* begin *

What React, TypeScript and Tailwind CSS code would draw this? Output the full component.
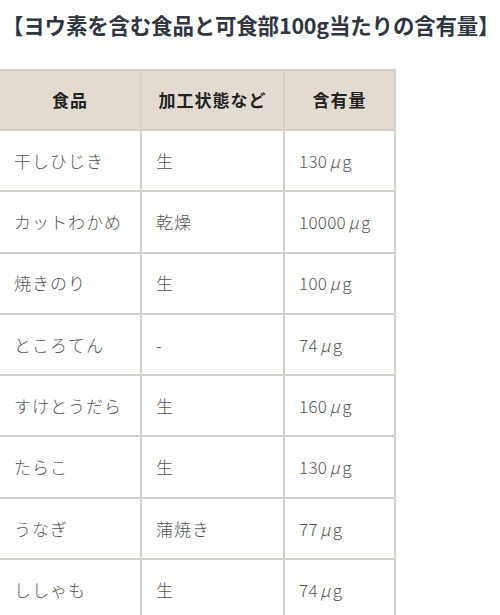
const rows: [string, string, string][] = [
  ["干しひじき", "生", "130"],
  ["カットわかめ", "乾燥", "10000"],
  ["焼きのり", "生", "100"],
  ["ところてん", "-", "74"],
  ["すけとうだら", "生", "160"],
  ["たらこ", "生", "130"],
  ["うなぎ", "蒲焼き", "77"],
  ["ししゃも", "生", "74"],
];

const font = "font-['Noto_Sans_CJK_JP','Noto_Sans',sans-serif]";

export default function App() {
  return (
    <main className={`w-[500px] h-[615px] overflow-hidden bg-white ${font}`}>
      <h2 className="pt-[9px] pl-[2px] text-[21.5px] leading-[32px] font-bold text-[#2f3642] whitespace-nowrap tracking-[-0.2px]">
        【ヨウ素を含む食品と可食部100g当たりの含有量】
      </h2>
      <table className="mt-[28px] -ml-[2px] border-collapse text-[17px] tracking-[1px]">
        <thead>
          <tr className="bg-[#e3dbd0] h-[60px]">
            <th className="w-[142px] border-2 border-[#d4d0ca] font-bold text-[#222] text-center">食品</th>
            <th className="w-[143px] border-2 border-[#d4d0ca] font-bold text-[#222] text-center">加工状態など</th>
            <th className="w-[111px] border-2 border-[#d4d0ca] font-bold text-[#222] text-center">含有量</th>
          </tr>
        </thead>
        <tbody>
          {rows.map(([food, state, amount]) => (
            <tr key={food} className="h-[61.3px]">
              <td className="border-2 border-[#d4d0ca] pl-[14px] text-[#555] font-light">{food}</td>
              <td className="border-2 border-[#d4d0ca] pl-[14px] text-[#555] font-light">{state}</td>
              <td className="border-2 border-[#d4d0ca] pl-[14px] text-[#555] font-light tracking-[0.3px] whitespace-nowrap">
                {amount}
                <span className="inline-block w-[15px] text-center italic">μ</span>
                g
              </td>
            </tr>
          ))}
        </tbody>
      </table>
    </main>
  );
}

* end *

STATED GOAL ▸ From the listing, extract all text exactly as given and drop any picture.

TASK RESPONSE ▸
What React, TypeScript and Tailwind CSS code would draw this? Output the full component.
const rows: [string, string, string][] = [
  ["干しひじき", "生", "130"],
  ["カットわかめ", "乾燥", "10000"],
  ["焼きのり", "生", "100"],
  ["ところてん", "-", "74"],
  ["すけとうだら", "生", "160"],
  ["たらこ", "生", "130"],
  ["うなぎ", "蒲焼き", "77"],
  ["ししゃも", "生", "74"],
];

const font = "font-['Noto_Sans_CJK_JP','Noto_Sans',sans-serif]";

export default function App() {
  return (
    <main className={`w-[500px] h-[615px] overflow-hidden bg-white ${font}`}>
      <h2 className="pt-[9px] pl-[2px] text-[21.5px] leading-[32px] font-bold text-[#2f3642] whitespace-nowrap tracking-[-0.2px]">
        【ヨウ素を含む食品と可食部100g当たりの含有量】
      </h2>
      <table className="mt-[28px] -ml-[2px] border-collapse text-[17px] tracking-[1px]">
        <thead>
          <tr className="bg-[#e3dbd0] h-[60px]">
            <th className="w-[142px] border-2 border-[#d4d0ca] font-bold text-[#222] text-center">食品</th>
            <th className="w-[143px] border-2 border-[#d4d0ca] font-bold text-[#222] text-center">加工状態など</th>
            <th className="w-[111px] border-2 border-[#d4d0ca] font-bold text-[#222] text-center">含有量</th>
          </tr>
        </thead>
        <tbody>
          {rows.map(([food, state, amount]) => (
            <tr key={food} className="h-[61.3px]">
              <td className="border-2 border-[#d4d0ca] pl-[14px] text-[#555] font-light">{food}</td>
              <td className="border-2 border-[#d4d0ca] pl-[14px] text-[#555] font-light">{state}</td>
              <td className="border-2 border-[#d4d0ca] pl-[14px] text-[#555] font-light tracking-[0.3px] whitespace-nowrap">
                {amount}
                <span className="inline-block w-[15px] text-center italic">μ</span>
                g
              </td>
            </tr>
          ))}
        </tbody>
      </table>
    </main>
  );
}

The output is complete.